--- EXERCISE PROMPT ---
Copy each line exactly. Drop every picture.

--- GIVEN MATERIAL ---
▬▬▬▬▬▬

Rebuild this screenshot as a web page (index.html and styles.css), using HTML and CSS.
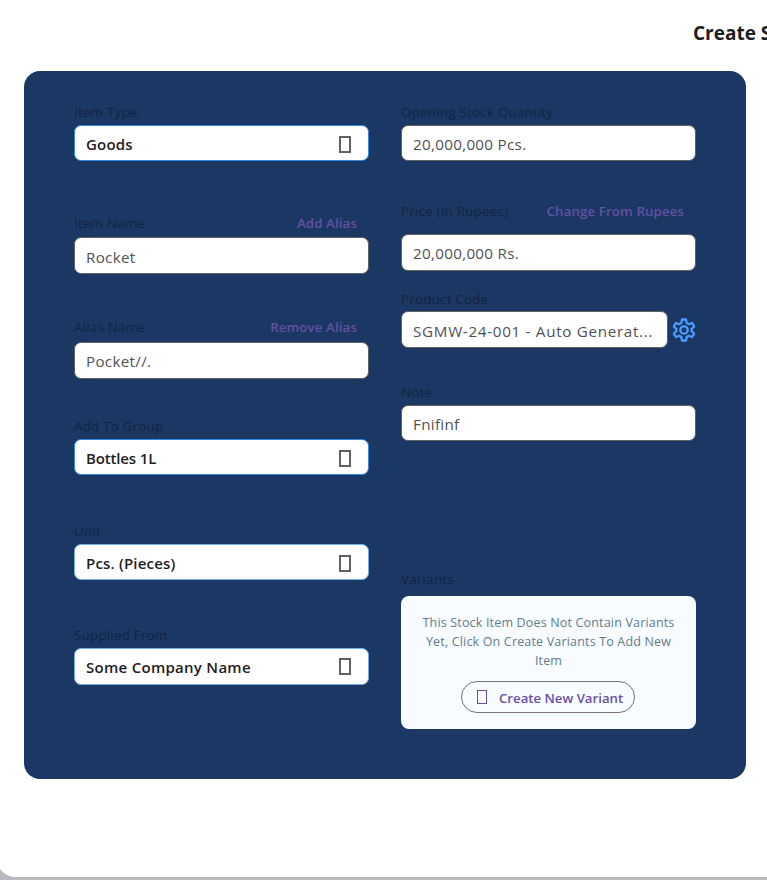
FILE: index.html
```html
<!DOCTYPE html>
<html lang="en">
<head>
<meta charset="utf-8">
<title>Create Stock Item</title>
<link rel="stylesheet" href="styles.css">
</head>
<body>
<main class="sheet">
  <h1 class="title">Create S</h1>
  <form class="card">
    <div class="column">
      <div class="field type">
        <div class="head"><span class="label">Item Type</span></div>
        <div class="control select"><span>Goods</span><i class="box"></i></div>
      </div>
      <div class="field name">
        <div class="head"><span class="label">Item Name</span><a class="link">Add Alias</a></div>
        <div class="control tall">Rocket</div>
      </div>
      <div class="field alias">
        <div class="head"><span class="label">Alias Name</span><a class="link">Remove Alias</a></div>
        <div class="control tall raised">Pocket//.</div>
      </div>
      <div class="field group">
        <div class="head"><span class="label">Add To Group</span></div>
        <div class="control select narrow"><span>Bottles 1L</span><i class="box"></i></div>
      </div>
      <div class="field unit">
        <div class="head"><span class="label">Unit</span></div>
        <div class="control select light"><span>Pcs. (Pieces)</span><i class="box"></i></div>
      </div>
      <div class="field supplier">
        <div class="head"><span class="label">Supplied From</span></div>
        <div class="control select light tall raised"><span>Some Company Name</span><i class="box"></i></div>
      </div>
    </div>
    <div class="column">
      <div class="field quantity">
        <div class="head"><span class="label">Opening Stock Quantity</span></div>
        <div class="control">20,000,000 Pcs.</div>
      </div>
      <div class="field price">
        <div class="head"><span class="label">Price (In Rupees)</span><a class="link">Change From Rupees</a></div>
        <div class="control tall raised">20,000,000 Rs.</div>
      </div>
      <div class="field code">
        <div class="head"><span class="label">Product Code</span></div>
        <div class="code-row">
          <div class="control tall auto">SGMW-24-001 - Auto Generat...</div>
          <svg class="gear" viewBox="0 0 24 24" fill="none" stroke="#4b9bff" stroke-width="2.3" stroke-linejoin="round"><path d="M10 1.5h4l.7 3.4 2.2 1.3 3.3-1.2 2 3.5-2.6 2.3v2.4l2.6 2.3-2 3.5-3.3-1.2-2.2 1.3-.7 3.4h-4l-.7-3.4-2.2-1.3L3.800 19l-2-3.500 2.600-2.300v-2.400L1.800 8.500l2-3.500 3.300 1.200 2.200-1.300z"/><circle cx="12" cy="12" r="3.700"/></svg>
        </div>
      </div>
      <div class="field note">
        <div class="head"><span class="label">Note</span></div>
        <div class="control">Fnifinf</div>
      </div>
      <div class="field variants">
        <div class="head"><span class="label">Variants</span></div>
        <div class="panel">
          <p class="hint">This Stock Item Does Not Contain Variants<br>Yet, Click On Create Variants To Add New<br>Item</p>
          <div class="create"><i class="box small"></i><span>Create New Variant</span></div>
        </div>
      </div>
    </div>
  </form>
</main>
</body>
</html>
```
FILE: styles.css
```css
* { box-sizing: border-box; }
body {
  margin: 0;
  height: 880px;
  overflow: hidden;
  background: #b9b9be;
  font-family: "Open Sans", "Noto Sans", sans-serif;
}
.sheet {
  height: 877px;
  margin-left: -4px;
  padding-left: 4px;
  overflow: hidden;
  background: #fff;
  border-bottom-left-radius: 20px;
}
.title {
  margin: 0 0 0 693px;
  height: 71px;
  padding-top: 18px;
  line-height: 30px;
  font-size: 19px;
  font-weight: 700;
  color: #1c1d20;
  white-space: nowrap;
}
.card {
  display: grid;
  grid-template-columns: 295px 295px;
  column-gap: 32px;
  width: 722px;
  height: 708px;
  margin-left: 24px;
  padding: 31px 50px 0;
  border-radius: 16px;
  background: #1b3864;
}
.head {
  display: flex;
  justify-content: space-between;
  height: 20px;
  margin-bottom: 3px;
  padding-right: 12px;
  line-height: 20px;
  font-size: 13.5px;
  letter-spacing: .15px;
  white-space: nowrap;
}
.label { color: #12243f; }
.link { color: #634fa3; font-weight: 600; font-size: 13.3px; letter-spacing: .1px; }
.control {
  display: flex;
  align-items: center;
  height: 36px;
  padding: 2px 17px 0 11px;
  border: 1px solid #65615f;
  border-radius: 7px;
  background: #fff;
  color: #505155;
  font-size: 15.2px;
  line-height: 22px;
  letter-spacing: .3px;
  white-space: nowrap;
}
.tall { height: 37px; }
.raised { padding-top: 0; }
.select {
  justify-content: space-between;
  border-color: #3388e2;
  color: #1f2024;
  font-size: 15px;
  font-weight: 600;
  letter-spacing: .2px;
}
.narrow { letter-spacing: -.15px; }
.supplier .control { letter-spacing: .28px; }
.light { border-color: #75ade9; }
.box {
  width: 12px;
  height: 17px;
  border: 2px solid #616161;
}
.name { margin-top: 52px; }
.alias { margin-top: 43px; }
.name .head { margin-bottom: 4px; }
.alias .head { margin-bottom: 5px; }
.group { margin-top: 37px; }
.unit { margin-top: 46px; }
.supplier { margin-top: 45px; }
.price { margin-top: 40px; }
.price .head { margin-bottom: 13px; }
.code { margin-top: 18px; }
.code .head { margin-bottom: 2px; }
.note { margin-top: 34px; }
.variants { margin-top: 128px; }
.variants .head { margin-bottom: 7px; }
.code-row { display: flex; align-items: center; gap: 4px; }
.auto { width: 267px; padding-right: 8px; letter-spacing: .7px; }
.gear { width: 24px; height: 24px; flex: none; }
.panel {
  display: flex;
  flex-direction: column;
  align-items: center;
  height: 133px;
  padding-top: 17px;
  border-radius: 8px;
  background: #f8fbff;
}
.hint {
  margin: 0;
  color: #607d8b;
  font-size: 12.5px;
  line-height: 19px;
  letter-spacing: .17px;
  text-align: center;
  white-space: nowrap;
}
.create {
  display: flex;
  align-items: center;
  gap: 12px;
  width: 174px;
  height: 32px;
  margin: 11px 1px 0 0;
  padding-left: 15px;
  border: 1px solid #79747e;
  border-radius: 16px;
  color: #6750a4;
  font-size: 13.2px;
  font-weight: 600;
  white-space: nowrap;
}
.create span { padding-top: 2px; }
.small { width: 10px; height: 14px; border: 1px solid #6750a4; }
```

▬▬▬▬▬▬

--- COMPLETE OUTPUT ---
Rebuild this screenshot as a web page (index.html and styles.css), using HTML and CSS.
FILE: index.html
```html
<!DOCTYPE html>
<html lang="en">
<head>
<meta charset="utf-8">
<title>Create Stock Item</title>
<link rel="stylesheet" href="styles.css">
</head>
<body>
<main class="sheet">
  <h1 class="title">Create S</h1>
  <form class="card">
    <div class="column">
      <div class="field type">
        <div class="head"><span class="label">Item Type</span></div>
        <div class="control select"><span>Goods</span><i class="box"></i></div>
      </div>
      <div class="field name">
        <div class="head"><span class="label">Item Name</span><a class="link">Add Alias</a></div>
        <div class="control tall">Rocket</div>
      </div>
      <div class="field alias">
        <div class="head"><span class="label">Alias Name</span><a class="link">Remove Alias</a></div>
        <div class="control tall raised">Pocket//.</div>
      </div>
      <div class="field group">
        <div class="head"><span class="label">Add To Group</span></div>
        <div class="control select narrow"><span>Bottles 1L</span><i class="box"></i></div>
      </div>
      <div class="field unit">
        <div class="head"><span class="label">Unit</span></div>
        <div class="control select light"><span>Pcs. (Pieces)</span><i class="box"></i></div>
      </div>
      <div class="field supplier">
        <div class="head"><span class="label">Supplied From</span></div>
        <div class="control select light tall raised"><span>Some Company Name</span><i class="box"></i></div>
      </div>
    </div>
    <div class="column">
      <div class="field quantity">
        <div class="head"><span class="label">Opening Stock Quantity</span></div>
        <div class="control">20,000,000 Pcs.</div>
      </div>
      <div class="field price">
        <div class="head"><span class="label">Price (In Rupees)</span><a class="link">Change From Rupees</a></div>
        <div class="control tall raised">20,000,000 Rs.</div>
      </div>
      <div class="field code">
        <div class="head"><span class="label">Product Code</span></div>
        <div class="code-row">
          <div class="control tall auto">SGMW-24-001 - Auto Generat...</div>
          <svg class="gear" viewBox="0 0 24 24" fill="none" stroke="#4b9bff" stroke-width="2.3" stroke-linejoin="round"><path d="M10 1.5h4l.7 3.4 2.2 1.3 3.3-1.2 2 3.5-2.6 2.3v2.4l2.6 2.3-2 3.5-3.3-1.2-2.2 1.3-.7 3.4h-4l-.7-3.4-2.2-1.3L3.800 19l-2-3.500 2.600-2.300v-2.400L1.800 8.500l2-3.500 3.300 1.200 2.200-1.300z"/><circle cx="12" cy="12" r="3.700"/></svg>
        </div>
      </div>
      <div class="field note">
        <div class="head"><span class="label">Note</span></div>
        <div class="control">Fnifinf</div>
      </div>
      <div class="field variants">
        <div class="head"><span class="label">Variants</span></div>
        <div class="panel">
          <p class="hint">This Stock Item Does Not Contain Variants<br>Yet, Click On Create Variants To Add New<br>Item</p>
          <div class="create"><i class="box small"></i><span>Create New Variant</span></div>
        </div>
      </div>
    </div>
  </form>
</main>
</body>
</html>
```
FILE: styles.css
```css
* { box-sizing: border-box; }
body {
  margin: 0;
  height: 880px;
  overflow: hidden;
  background: #b9b9be;
  font-family: "Open Sans", "Noto Sans", sans-serif;
}
.sheet {
  height: 877px;
  margin-left: -4px;
  padding-left: 4px;
  overflow: hidden;
  background: #fff;
  border-bottom-left-radius: 20px;
}
.title {
  margin: 0 0 0 693px;
  height: 71px;
  padding-top: 18px;
  line-height: 30px;
  font-size: 19px;
  font-weight: 700;
  color: #1c1d20;
  white-space: nowrap;
}
.card {
  display: grid;
  grid-template-columns: 295px 295px;
  column-gap: 32px;
  width: 722px;
  height: 708px;
  margin-left: 24px;
  padding: 31px 50px 0;
  border-radius: 16px;
  background: #1b3864;
}
.head {
  display: flex;
  justify-content: space-between;
  height: 20px;
  margin-bottom: 3px;
  padding-right: 12px;
  line-height: 20px;
  font-size: 13.5px;
  letter-spacing: .15px;
  white-space: nowrap;
}
.label { color: #12243f; }
.link { color: #634fa3; font-weight: 600; font-size: 13.3px; letter-spacing: .1px; }
.control {
  display: flex;
  align-items: center;
  height: 36px;
  padding: 2px 17px 0 11px;
  border: 1px solid #65615f;
  border-radius: 7px;
  background: #fff;
  color: #505155;
  font-size: 15.2px;
  line-height: 22px;
  letter-spacing: .3px;
  white-space: nowrap;
}
.tall { height: 37px; }
.raised { padding-top: 0; }
.select {
  justify-content: space-between;
  border-color: #3388e2;
  color: #1f2024;
  font-size: 15px;
  font-weight: 600;
  letter-spacing: .2px;
}
.narrow { letter-spacing: -.15px; }
.supplier .control { letter-spacing: .28px; }
.light { border-color: #75ade9; }
.box {
  width: 12px;
  height: 17px;
  border: 2px solid #616161;
}
.name { margin-top: 52px; }
.alias { margin-top: 43px; }
.name .head { margin-bottom: 4px; }
.alias .head { margin-bottom: 5px; }
.group { margin-top: 37px; }
.unit { margin-top: 46px; }
.supplier { margin-top: 45px; }
.price { margin-top: 40px; }
.price .head { margin-bottom: 13px; }
.code { margin-top: 18px; }
.code .head { margin-bottom: 2px; }
.note { margin-top: 34px; }
.variants { margin-top: 128px; }
.variants .head { margin-bottom: 7px; }
.code-row { display: flex; align-items: center; gap: 4px; }
.auto { width: 267px; padding-right: 8px; letter-spacing: .7px; }
.gear { width: 24px; height: 24px; flex: none; }
.panel {
  display: flex;
  flex-direction: column;
  align-items: center;
  height: 133px;
  padding-top: 17px;
  border-radius: 8px;
  background: #f8fbff;
}
.hint {
  margin: 0;
  color: #607d8b;
  font-size: 12.5px;
  line-height: 19px;
  letter-spacing: .17px;
  text-align: center;
  white-space: nowrap;
}
.create {
  display: flex;
  align-items: center;
  gap: 12px;
  width: 174px;
  height: 32px;
  margin: 11px 1px 0 0;
  padding-left: 15px;
  border: 1px solid #79747e;
  border-radius: 16px;
  color: #6750a4;
  font-size: 13.2px;
  font-weight: 600;
  white-space: nowrap;
}
.create span { padding-top: 2px; }
.small { width: 10px; height: 14px; border: 1px solid #6750a4; }
```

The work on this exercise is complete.